---------- Data extract ----------
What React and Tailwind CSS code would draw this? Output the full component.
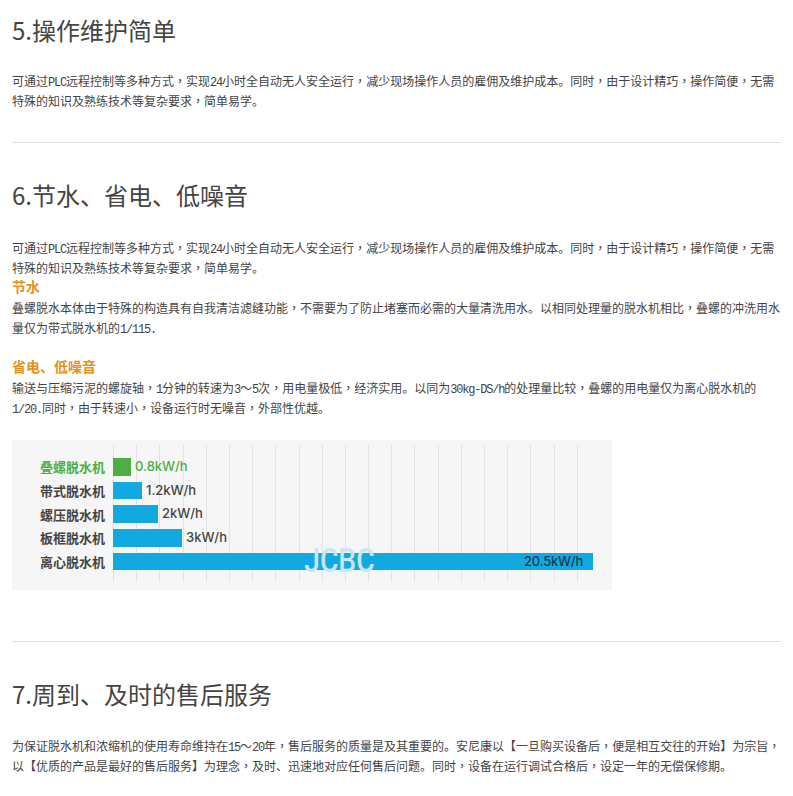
const bodyFont = "font-['Noto_Sans_CJK_SC',sans-serif]";

// latin runs use a squeezed mono so each char takes half a CJK cell, like SimSun
function Txt({ children }) {
  const parts = children.split(/([A-Za-z0-9/.\-]+|，)/);
  return parts.map((p, i) => {
    if (p === "，") {
      return (
        <span key={i} className="font-['Noto_Sans_CJK_TC',sans-serif] leading-none">
          {p}
        </span>
      );
    }
    if (/^[A-Za-z0-9/.\-]+$/.test(p)) {
      return (
        <span key={i} className="font-['Liberation_Mono',monospace] text-xs leading-none tracking-[-1.2px] whitespace-nowrap">
          {p}
        </span>
      );
    }
    return p;
  });
}

function Line({ children }) {
  return (
    <p className="text-xs leading-5 text-[#444]">
      <Txt>{children}</Txt>
    </p>
  );
}

function Heading({ children }) {
  return <h2 className="h-[62px] text-2xl leading-[60px] text-[#444]">{children}</h2>;
}

const intro =
  "可通过PLC远程控制等多种方式，实现24小时全自动无人安全运行，减少现场操作人员的雇佣及维护成本。同时，由于设计精巧，操作简便，无需特殊的知识及熟练技术等复杂要求，简单易学。";

const rows = [
  { name: "叠螺脱水机", value: "0.8kW/h", w: "w-[18px]", bar: "bg-[#4cae44]", text: "text-[#4cae44]" },
  { name: "带式脱水机", value: "1.2kW/h", w: "w-[29px]", bar: "bg-[#12a9e0]", text: "text-[#444]" },
  { name: "螺压脱水机", value: "2kW/h", w: "w-[45px]", bar: "bg-[#12a9e0]", text: "text-[#444]" },
  { name: "板框脱水机", value: "3kW/h", w: "w-[69px]", bar: "bg-[#12a9e0]", text: "text-[#444]" },
];

function Chart() {
  return (
    <div className="relative mt-[22px] h-[150px] w-[600px] bg-[#f6f6f7] pt-[18px] pl-7">
      {/* grid lines */}
      <div className="absolute top-[5px] left-[101px] flex h-[137px] w-[465px] justify-between">
        {Array.from({ length: 21 }).map((_, i) => (
          <div key={i} className="w-px bg-[#e4e4e4]" />
        ))}
      </div>
      <div className="relative flex flex-col gap-[6.2px]">
        {rows.map((r) => (
          <div key={r.name} className="flex h-[17.5px] items-center gap-2">
            <div className={`w-[65px] text-[13px] leading-none font-bold whitespace-nowrap ${r.text}`}>{r.name}</div>
            <div className={`h-full ${r.w} ${r.bar}`} />
            <div className={`-ml-1 font-['Inter',sans-serif] text-[13px] font-medium ${r.text}`}>{r.value}</div>
          </div>
        ))}
        <div className="flex h-[17.5px] items-center gap-2">
          <div className="w-[65px] text-[13px] leading-none font-bold whitespace-nowrap text-[#444]">离心脱水机</div>
          <div className="flex h-full w-[480px] items-center justify-end bg-[#12a9e0] pr-[10px] font-['Inter',sans-serif] text-[13px] font-medium tracking-[-0.2px] text-[#1c3a55]">
            20.5kW/h
          </div>
        </div>
      </div>
      {/* watermark */}
      <div className="absolute top-[105px] left-[285px] w-[70px] text-center font-['Roboto',sans-serif] text-[34px] leading-[30px] font-medium text-[#c9e6f3]">
        <span className="inline-block scale-x-[0.83] whitespace-nowrap">JCBC</span>
      </div>
    </div>
  );
}

export default function App() {
  return (
    <div className={`w-[793px] bg-white px-3 ${bodyFont}`}>
      <Heading>5.操作维护简单</Heading>
      <div className="mt-[9px]">
        <Line>{intro}</Line>
      </div>
      <hr className="mt-[31px] border-t border-[#dedede]" />

      <div className="mt-[22px]">
        <Heading>6.节水、省电、低噪音</Heading>
      </div>
      <div className="mt-[11px]">
        <Line>{intro}</Line>
        <h3 className="h-5 text-sm leading-4 font-bold text-[#e8901a]">节水</h3>
        <Line>叠螺脱水本体由于特殊的构造具有自我清洁滤缝功能，不需要为了防止堵塞而必需的大量清洗用水。以相同处理量的脱水机相比，叠螺的冲洗用水量仅为带式脱水机的1/115.</Line>
        <h3 className="mt-[19px] h-5 text-sm leading-[18px] font-bold text-[#e8901a]">省电、低噪音</h3>
        <div className="mt-px">
          <Line>输送与压缩污泥的螺旋轴，1分钟的转速为3～5次，用电量极低，经济实用。以同为30kg-DS/h的处理量比较，叠螺的用电量仅为离心脱水机的1/20.同时，由于转速小，设备运行时无噪音，外部性优越。</Line>
        </div>
      </div>
      <Chart />
      <hr className="mt-[51px] border-t border-[#dedede]" />

      <div className="mt-[22px]">
        <Heading>7.周到、及时的售后服务</Heading>
      </div>
      <div className="mt-[10px] pb-5">
        <Line>为保证脱水机和浓缩机的使用寿命维持在15～20年，售后服务的质量是及其重要的。安尼康以【一旦购买设备后，便是相互交往的开始】为宗旨，以【优质的产品是最好的售后服务】为理念，及时、迅速地对应任何售后问题。同时，设备在运行调试合格后，设定一年的无偿保修期。</Line>
      </div>
    </div>
  );
}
----------
# Problem requirements
Make an exact copy of the data, leaving its pictures out.

# Correct result
What React and Tailwind CSS code would draw this? Output the full component.
const bodyFont = "font-['Noto_Sans_CJK_SC',sans-serif]";

// latin runs use a squeezed mono so each char takes half a CJK cell, like SimSun
function Txt({ children }) {
  const parts = children.split(/([A-Za-z0-9/.\-]+|，)/);
  return parts.map((p, i) => {
    if (p === "，") {
      return (
        <span key={i} className="font-['Noto_Sans_CJK_TC',sans-serif] leading-none">
          {p}
        </span>
      );
    }
    if (/^[A-Za-z0-9/.\-]+$/.test(p)) {
      return (
        <span key={i} className="font-['Liberation_Mono',monospace] text-xs leading-none tracking-[-1.2px] whitespace-nowrap">
          {p}
        </span>
      );
    }
    return p;
  });
}

function Line({ children }) {
  return (
    <p className="text-xs leading-5 text-[#444]">
      <Txt>{children}</Txt>
    </p>
  );
}

function Heading({ children }) {
  return <h2 className="h-[62px] text-2xl leading-[60px] text-[#444]">{children}</h2>;
}

const intro =
  "可通过PLC远程控制等多种方式，实现24小时全自动无人安全运行，减少现场操作人员的雇佣及维护成本。同时，由于设计精巧，操作简便，无需特殊的知识及熟练技术等复杂要求，简单易学。";

const rows = [
  { name: "叠螺脱水机", value: "0.8kW/h", w: "w-[18px]", bar: "bg-[#4cae44]", text: "text-[#4cae44]" },
  { name: "带式脱水机", value: "1.2kW/h", w: "w-[29px]", bar: "bg-[#12a9e0]", text: "text-[#444]" },
  { name: "螺压脱水机", value: "2kW/h", w: "w-[45px]", bar: "bg-[#12a9e0]", text: "text-[#444]" },
  { name: "板框脱水机", value: "3kW/h", w: "w-[69px]", bar: "bg-[#12a9e0]", text: "text-[#444]" },
];

function Chart() {
  return (
    <div className="relative mt-[22px] h-[150px] w-[600px] bg-[#f6f6f7] pt-[18px] pl-7">
      {/* grid lines */}
      <div className="absolute top-[5px] left-[101px] flex h-[137px] w-[465px] justify-between">
        {Array.from({ length: 21 }).map((_, i) => (
          <div key={i} className="w-px bg-[#e4e4e4]" />
        ))}
      </div>
      <div className="relative flex flex-col gap-[6.2px]">
        {rows.map((r) => (
          <div key={r.name} className="flex h-[17.5px] items-center gap-2">
            <div className={`w-[65px] text-[13px] leading-none font-bold whitespace-nowrap ${r.text}`}>{r.name}</div>
            <div className={`h-full ${r.w} ${r.bar}`} />
            <div className={`-ml-1 font-['Inter',sans-serif] text-[13px] font-medium ${r.text}`}>{r.value}</div>
          </div>
        ))}
        <div className="flex h-[17.5px] items-center gap-2">
          <div className="w-[65px] text-[13px] leading-none font-bold whitespace-nowrap text-[#444]">离心脱水机</div>
          <div className="flex h-full w-[480px] items-center justify-end bg-[#12a9e0] pr-[10px] font-['Inter',sans-serif] text-[13px] font-medium tracking-[-0.2px] text-[#1c3a55]">
            20.5kW/h
          </div>
        </div>
      </div>
      {/* watermark */}
      <div className="absolute top-[105px] left-[285px] w-[70px] text-center font-['Roboto',sans-serif] text-[34px] leading-[30px] font-medium text-[#c9e6f3]">
        <span className="inline-block scale-x-[0.83] whitespace-nowrap">JCBC</span>
      </div>
    </div>
  );
}

export default function App() {
  return (
    <div className={`w-[793px] bg-white px-3 ${bodyFont}`}>
      <Heading>5.操作维护简单</Heading>
      <div className="mt-[9px]">
        <Line>{intro}</Line>
      </div>
      <hr className="mt-[31px] border-t border-[#dedede]" />

      <div className="mt-[22px]">
        <Heading>6.节水、省电、低噪音</Heading>
      </div>
      <div className="mt-[11px]">
        <Line>{intro}</Line>
        <h3 className="h-5 text-sm leading-4 font-bold text-[#e8901a]">节水</h3>
        <Line>叠螺脱水本体由于特殊的构造具有自我清洁滤缝功能，不需要为了防止堵塞而必需的大量清洗用水。以相同处理量的脱水机相比，叠螺的冲洗用水量仅为带式脱水机的1/115.</Line>
        <h3 className="mt-[19px] h-5 text-sm leading-[18px] font-bold text-[#e8901a]">省电、低噪音</h3>
        <div className="mt-px">
          <Line>输送与压缩污泥的螺旋轴，1分钟的转速为3～5次，用电量极低，经济实用。以同为30kg-DS/h的处理量比较，叠螺的用电量仅为离心脱水机的1/20.同时，由于转速小，设备运行时无噪音，外部性优越。</Line>
        </div>
      </div>
      <Chart />
      <hr className="mt-[51px] border-t border-[#dedede]" />

      <div className="mt-[22px]">
        <Heading>7.周到、及时的售后服务</Heading>
      </div>
      <div className="mt-[10px] pb-5">
        <Line>为保证脱水机和浓缩机的使用寿命维持在15～20年，售后服务的质量是及其重要的。安尼康以【一旦购买设备后，便是相互交往的开始】为宗旨，以【优质的产品是最好的售后服务】为理念，及时、迅速地对应任何售后问题。同时，设备在运行调试合格后，设定一年的无偿保修期。</Line>
      </div>
    </div>
  );
}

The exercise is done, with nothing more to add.